WHAT TO DO |
Extract all lines in the data that contain the word "this".

========================================================================

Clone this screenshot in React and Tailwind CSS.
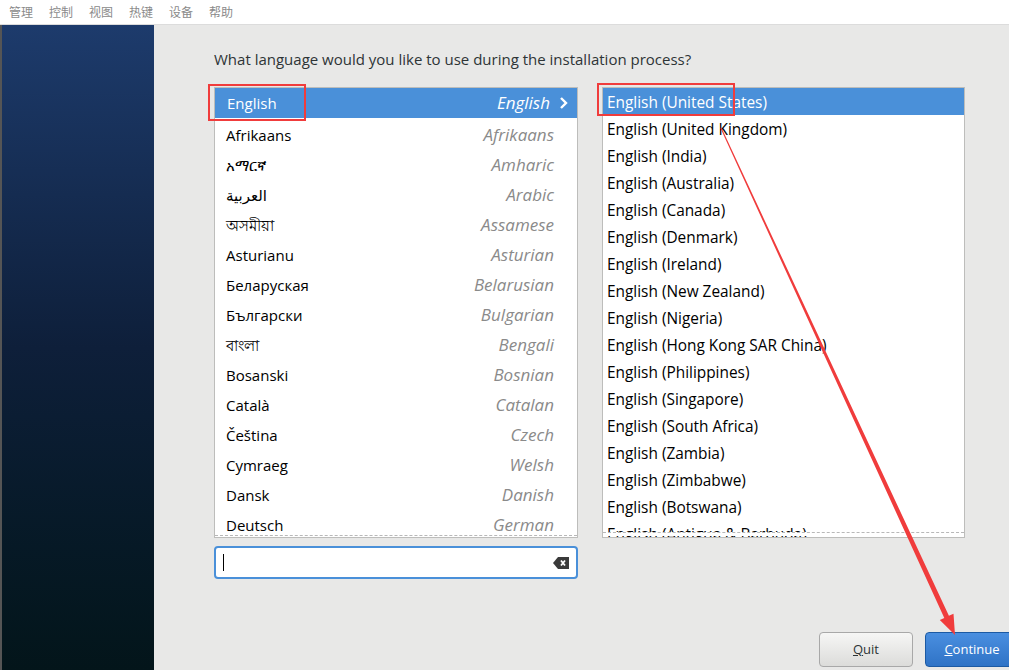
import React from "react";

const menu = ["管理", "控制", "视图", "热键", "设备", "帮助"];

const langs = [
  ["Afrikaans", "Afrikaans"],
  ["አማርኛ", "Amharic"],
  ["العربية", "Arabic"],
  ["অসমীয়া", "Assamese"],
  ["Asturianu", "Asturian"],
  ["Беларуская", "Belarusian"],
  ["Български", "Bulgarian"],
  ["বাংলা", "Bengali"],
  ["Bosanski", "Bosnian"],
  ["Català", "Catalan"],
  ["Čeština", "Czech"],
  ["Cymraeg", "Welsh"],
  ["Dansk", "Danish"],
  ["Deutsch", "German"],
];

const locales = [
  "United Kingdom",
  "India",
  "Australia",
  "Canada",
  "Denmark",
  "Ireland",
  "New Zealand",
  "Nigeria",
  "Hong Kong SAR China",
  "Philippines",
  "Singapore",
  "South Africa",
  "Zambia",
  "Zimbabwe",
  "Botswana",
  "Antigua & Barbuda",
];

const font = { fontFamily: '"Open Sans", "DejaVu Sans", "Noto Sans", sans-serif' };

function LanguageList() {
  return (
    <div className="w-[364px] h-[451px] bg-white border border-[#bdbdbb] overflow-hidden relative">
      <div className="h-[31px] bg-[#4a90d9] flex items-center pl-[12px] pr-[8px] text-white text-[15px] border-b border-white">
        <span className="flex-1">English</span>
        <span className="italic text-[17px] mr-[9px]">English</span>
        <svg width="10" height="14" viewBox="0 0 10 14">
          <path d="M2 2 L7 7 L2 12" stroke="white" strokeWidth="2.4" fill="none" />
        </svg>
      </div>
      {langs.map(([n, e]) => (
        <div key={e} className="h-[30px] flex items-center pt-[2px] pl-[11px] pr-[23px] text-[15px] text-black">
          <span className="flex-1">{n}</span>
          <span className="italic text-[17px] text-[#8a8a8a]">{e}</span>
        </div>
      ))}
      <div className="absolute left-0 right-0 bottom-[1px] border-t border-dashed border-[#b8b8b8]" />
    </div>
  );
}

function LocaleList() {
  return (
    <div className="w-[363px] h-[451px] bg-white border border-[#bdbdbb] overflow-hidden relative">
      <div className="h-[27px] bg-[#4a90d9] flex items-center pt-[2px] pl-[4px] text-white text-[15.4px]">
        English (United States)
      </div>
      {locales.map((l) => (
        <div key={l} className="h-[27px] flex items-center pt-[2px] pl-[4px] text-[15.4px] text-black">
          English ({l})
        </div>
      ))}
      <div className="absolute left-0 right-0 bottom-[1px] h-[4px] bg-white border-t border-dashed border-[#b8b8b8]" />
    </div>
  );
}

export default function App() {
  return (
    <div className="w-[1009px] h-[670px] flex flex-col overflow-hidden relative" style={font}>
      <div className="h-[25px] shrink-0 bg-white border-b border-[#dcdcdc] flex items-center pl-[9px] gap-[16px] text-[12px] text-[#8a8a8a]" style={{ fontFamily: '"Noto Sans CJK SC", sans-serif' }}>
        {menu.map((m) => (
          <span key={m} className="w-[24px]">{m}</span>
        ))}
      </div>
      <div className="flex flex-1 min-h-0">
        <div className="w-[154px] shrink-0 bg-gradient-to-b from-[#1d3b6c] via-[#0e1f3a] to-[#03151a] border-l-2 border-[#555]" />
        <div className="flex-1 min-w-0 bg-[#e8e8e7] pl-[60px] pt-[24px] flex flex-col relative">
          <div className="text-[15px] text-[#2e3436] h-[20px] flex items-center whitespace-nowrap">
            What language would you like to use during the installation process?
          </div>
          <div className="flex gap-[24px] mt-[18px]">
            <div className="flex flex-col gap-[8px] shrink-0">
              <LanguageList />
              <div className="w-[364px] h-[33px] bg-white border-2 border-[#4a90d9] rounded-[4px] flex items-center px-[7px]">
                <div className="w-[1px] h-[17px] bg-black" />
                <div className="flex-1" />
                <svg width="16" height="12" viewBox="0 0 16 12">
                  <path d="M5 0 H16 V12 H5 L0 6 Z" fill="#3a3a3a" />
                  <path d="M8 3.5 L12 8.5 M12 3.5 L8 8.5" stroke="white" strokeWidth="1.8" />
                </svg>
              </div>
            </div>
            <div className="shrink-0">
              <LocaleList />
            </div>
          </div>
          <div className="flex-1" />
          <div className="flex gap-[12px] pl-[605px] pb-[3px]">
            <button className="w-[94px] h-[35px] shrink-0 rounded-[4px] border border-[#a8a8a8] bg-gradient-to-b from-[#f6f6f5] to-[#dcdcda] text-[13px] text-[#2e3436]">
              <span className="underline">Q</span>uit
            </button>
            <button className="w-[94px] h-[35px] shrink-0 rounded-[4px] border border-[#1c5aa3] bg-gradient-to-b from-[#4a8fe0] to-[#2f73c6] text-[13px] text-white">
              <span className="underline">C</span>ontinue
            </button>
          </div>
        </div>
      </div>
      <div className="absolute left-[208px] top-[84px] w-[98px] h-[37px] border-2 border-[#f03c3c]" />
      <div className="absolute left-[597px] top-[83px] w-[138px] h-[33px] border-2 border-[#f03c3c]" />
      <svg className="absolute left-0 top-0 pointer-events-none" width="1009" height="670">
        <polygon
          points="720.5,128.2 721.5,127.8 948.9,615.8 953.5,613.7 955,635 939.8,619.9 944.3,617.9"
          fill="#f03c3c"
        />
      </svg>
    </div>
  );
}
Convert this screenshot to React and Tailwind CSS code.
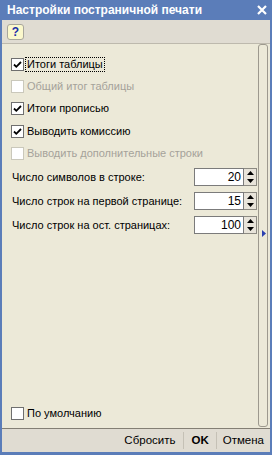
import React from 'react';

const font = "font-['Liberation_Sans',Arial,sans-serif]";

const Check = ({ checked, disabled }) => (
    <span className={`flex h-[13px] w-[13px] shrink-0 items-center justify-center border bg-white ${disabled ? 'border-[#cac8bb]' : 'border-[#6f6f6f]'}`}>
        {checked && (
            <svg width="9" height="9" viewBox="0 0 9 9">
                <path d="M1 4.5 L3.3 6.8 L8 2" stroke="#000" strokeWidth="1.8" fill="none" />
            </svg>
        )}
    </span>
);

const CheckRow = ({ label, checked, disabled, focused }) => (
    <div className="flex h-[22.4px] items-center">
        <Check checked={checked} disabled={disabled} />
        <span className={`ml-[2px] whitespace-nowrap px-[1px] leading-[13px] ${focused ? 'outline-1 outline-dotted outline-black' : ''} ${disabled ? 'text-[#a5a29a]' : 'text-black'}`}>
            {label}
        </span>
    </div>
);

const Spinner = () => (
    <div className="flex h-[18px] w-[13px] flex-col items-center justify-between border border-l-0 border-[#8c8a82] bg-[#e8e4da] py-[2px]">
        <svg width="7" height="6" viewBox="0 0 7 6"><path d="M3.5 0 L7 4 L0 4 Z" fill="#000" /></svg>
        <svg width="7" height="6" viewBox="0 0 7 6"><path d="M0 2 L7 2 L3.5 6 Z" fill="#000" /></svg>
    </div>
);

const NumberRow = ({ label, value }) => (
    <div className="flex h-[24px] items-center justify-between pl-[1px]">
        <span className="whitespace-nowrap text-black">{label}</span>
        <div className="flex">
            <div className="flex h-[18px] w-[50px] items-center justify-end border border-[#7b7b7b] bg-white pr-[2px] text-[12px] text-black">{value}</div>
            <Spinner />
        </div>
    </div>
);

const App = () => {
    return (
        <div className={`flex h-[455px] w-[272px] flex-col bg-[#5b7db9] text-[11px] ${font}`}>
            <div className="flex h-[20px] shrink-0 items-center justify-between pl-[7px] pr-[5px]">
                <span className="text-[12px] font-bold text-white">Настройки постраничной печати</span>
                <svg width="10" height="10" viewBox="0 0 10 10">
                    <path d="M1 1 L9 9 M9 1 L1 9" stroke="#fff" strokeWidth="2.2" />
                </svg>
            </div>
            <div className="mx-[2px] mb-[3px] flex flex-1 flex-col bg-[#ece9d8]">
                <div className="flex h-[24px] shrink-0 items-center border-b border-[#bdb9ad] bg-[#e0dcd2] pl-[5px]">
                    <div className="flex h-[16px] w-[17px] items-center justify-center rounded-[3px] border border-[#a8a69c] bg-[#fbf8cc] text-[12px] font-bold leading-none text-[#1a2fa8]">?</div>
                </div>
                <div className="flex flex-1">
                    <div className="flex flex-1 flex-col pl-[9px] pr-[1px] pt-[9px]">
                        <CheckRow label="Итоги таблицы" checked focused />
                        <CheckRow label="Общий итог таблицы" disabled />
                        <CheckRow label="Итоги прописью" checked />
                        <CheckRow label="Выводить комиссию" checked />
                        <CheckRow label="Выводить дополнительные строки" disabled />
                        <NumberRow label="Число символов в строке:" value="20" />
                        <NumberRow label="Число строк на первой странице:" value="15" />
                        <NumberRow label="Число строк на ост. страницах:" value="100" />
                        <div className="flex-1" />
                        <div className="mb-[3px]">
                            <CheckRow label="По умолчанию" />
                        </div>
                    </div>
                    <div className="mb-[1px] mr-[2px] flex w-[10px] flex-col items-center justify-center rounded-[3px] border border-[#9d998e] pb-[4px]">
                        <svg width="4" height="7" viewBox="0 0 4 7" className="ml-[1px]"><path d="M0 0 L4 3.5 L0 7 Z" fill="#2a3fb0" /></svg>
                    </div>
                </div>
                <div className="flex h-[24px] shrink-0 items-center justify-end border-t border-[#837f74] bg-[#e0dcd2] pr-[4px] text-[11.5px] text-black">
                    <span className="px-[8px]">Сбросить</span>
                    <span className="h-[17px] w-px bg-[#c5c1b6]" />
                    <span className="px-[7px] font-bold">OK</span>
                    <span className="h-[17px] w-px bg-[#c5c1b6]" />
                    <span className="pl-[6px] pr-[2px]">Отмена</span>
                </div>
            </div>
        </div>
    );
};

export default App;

========================================================================

CORRECT ANSWER |
Clone this screenshot in React and Tailwind CSS.
Convert this screenshot to React and Tailwind CSS code.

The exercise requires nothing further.